SHORT EXERCISE ::
Look through the data below. Collect every line where the word "component" occurs.

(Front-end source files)
****************

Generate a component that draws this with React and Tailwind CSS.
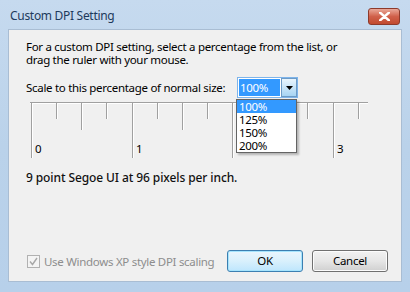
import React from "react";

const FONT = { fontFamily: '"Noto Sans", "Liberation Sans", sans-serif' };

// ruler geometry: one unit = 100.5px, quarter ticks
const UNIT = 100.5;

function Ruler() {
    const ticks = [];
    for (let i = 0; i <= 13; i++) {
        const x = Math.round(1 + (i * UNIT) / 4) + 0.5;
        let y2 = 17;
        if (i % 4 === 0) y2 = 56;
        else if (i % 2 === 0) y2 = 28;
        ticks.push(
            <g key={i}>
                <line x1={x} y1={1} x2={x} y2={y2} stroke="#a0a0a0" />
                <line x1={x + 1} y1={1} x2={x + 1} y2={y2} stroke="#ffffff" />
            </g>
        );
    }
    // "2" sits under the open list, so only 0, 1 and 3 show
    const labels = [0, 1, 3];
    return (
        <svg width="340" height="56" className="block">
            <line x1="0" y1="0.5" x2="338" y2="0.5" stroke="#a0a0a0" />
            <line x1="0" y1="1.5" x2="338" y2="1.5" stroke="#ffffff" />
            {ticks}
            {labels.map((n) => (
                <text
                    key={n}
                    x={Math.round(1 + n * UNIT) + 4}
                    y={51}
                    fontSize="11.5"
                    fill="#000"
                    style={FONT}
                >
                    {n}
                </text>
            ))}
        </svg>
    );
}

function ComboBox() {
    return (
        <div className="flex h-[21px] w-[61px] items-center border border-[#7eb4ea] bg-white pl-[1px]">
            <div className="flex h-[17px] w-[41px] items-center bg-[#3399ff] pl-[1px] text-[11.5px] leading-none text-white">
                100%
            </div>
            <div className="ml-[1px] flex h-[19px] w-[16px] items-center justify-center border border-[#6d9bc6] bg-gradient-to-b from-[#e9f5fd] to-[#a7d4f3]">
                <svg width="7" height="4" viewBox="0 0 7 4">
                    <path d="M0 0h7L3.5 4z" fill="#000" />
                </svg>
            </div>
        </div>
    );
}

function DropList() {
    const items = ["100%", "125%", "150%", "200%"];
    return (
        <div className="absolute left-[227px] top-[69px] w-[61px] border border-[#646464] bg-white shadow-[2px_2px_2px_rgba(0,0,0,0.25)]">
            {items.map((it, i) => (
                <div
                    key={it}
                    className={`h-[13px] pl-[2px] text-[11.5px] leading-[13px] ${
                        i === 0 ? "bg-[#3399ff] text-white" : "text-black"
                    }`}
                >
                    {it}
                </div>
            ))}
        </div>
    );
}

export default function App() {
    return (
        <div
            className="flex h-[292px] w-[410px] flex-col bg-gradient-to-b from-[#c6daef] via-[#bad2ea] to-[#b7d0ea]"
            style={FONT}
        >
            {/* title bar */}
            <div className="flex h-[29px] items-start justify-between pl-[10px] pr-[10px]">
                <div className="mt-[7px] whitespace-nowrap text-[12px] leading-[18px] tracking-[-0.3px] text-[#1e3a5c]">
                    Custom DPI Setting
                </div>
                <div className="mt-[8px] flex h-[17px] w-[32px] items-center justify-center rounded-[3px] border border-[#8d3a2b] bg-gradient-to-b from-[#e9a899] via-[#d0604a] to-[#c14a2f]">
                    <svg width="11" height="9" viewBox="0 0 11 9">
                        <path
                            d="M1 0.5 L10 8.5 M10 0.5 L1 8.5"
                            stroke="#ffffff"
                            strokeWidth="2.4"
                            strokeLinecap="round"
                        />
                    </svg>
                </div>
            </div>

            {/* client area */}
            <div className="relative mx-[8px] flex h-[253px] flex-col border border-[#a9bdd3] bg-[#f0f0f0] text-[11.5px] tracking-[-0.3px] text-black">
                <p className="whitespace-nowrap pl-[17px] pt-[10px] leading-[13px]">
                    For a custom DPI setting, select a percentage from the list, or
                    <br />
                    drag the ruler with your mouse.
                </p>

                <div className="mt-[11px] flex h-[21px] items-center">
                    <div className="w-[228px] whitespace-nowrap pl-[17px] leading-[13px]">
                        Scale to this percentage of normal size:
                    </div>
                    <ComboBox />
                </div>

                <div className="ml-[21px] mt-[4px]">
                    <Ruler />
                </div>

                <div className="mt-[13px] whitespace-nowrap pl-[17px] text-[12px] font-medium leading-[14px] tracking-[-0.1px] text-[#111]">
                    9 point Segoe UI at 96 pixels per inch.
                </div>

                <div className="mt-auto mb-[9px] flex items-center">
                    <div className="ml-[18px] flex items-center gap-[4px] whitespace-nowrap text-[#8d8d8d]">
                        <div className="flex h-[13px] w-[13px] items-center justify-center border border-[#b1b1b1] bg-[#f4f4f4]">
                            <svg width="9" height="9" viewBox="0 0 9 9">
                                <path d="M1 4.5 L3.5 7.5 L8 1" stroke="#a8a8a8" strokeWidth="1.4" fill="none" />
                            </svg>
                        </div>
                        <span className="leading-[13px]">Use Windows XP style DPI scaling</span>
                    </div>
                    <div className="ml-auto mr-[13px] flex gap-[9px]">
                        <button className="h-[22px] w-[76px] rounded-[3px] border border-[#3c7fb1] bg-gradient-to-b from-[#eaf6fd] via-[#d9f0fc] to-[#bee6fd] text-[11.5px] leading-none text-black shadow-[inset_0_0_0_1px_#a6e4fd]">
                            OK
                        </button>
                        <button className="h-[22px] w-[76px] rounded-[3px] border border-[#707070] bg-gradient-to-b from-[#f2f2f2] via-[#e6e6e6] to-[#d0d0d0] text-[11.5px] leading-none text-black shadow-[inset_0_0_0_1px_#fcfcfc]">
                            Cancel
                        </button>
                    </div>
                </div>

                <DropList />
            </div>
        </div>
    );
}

****************

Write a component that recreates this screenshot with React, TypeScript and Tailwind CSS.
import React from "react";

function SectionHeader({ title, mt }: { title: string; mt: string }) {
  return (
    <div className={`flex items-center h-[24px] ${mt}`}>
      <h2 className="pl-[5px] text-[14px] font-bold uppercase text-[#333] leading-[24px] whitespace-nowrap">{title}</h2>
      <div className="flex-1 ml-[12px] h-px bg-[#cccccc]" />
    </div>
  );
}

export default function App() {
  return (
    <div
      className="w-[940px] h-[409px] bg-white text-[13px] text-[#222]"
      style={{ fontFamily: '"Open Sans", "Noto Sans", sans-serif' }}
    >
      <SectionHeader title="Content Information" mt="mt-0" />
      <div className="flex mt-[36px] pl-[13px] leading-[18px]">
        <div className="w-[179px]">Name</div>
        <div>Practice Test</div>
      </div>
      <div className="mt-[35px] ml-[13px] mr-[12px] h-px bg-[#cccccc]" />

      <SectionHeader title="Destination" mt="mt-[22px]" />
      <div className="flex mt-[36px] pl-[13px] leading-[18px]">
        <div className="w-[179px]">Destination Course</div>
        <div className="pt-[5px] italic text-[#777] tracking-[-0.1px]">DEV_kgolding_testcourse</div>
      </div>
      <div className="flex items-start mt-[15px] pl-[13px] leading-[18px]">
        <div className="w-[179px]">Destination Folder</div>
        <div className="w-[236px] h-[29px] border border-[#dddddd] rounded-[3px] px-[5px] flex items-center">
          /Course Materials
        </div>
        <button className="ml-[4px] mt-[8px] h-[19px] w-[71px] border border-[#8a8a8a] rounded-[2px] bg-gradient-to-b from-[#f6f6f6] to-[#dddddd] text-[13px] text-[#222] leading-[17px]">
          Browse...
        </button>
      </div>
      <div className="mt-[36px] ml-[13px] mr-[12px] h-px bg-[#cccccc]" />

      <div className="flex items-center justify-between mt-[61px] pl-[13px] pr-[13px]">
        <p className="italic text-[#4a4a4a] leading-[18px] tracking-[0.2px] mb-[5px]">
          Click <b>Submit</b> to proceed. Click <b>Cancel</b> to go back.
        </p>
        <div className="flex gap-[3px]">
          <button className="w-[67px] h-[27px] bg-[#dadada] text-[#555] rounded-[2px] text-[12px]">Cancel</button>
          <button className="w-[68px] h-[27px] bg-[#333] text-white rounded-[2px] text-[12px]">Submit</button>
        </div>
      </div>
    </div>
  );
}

****************

EXERCISE RESULT ::
Generate a component that draws this with React and Tailwind CSS.
Write a component that recreates this screenshot with React, TypeScript and Tailwind CSS.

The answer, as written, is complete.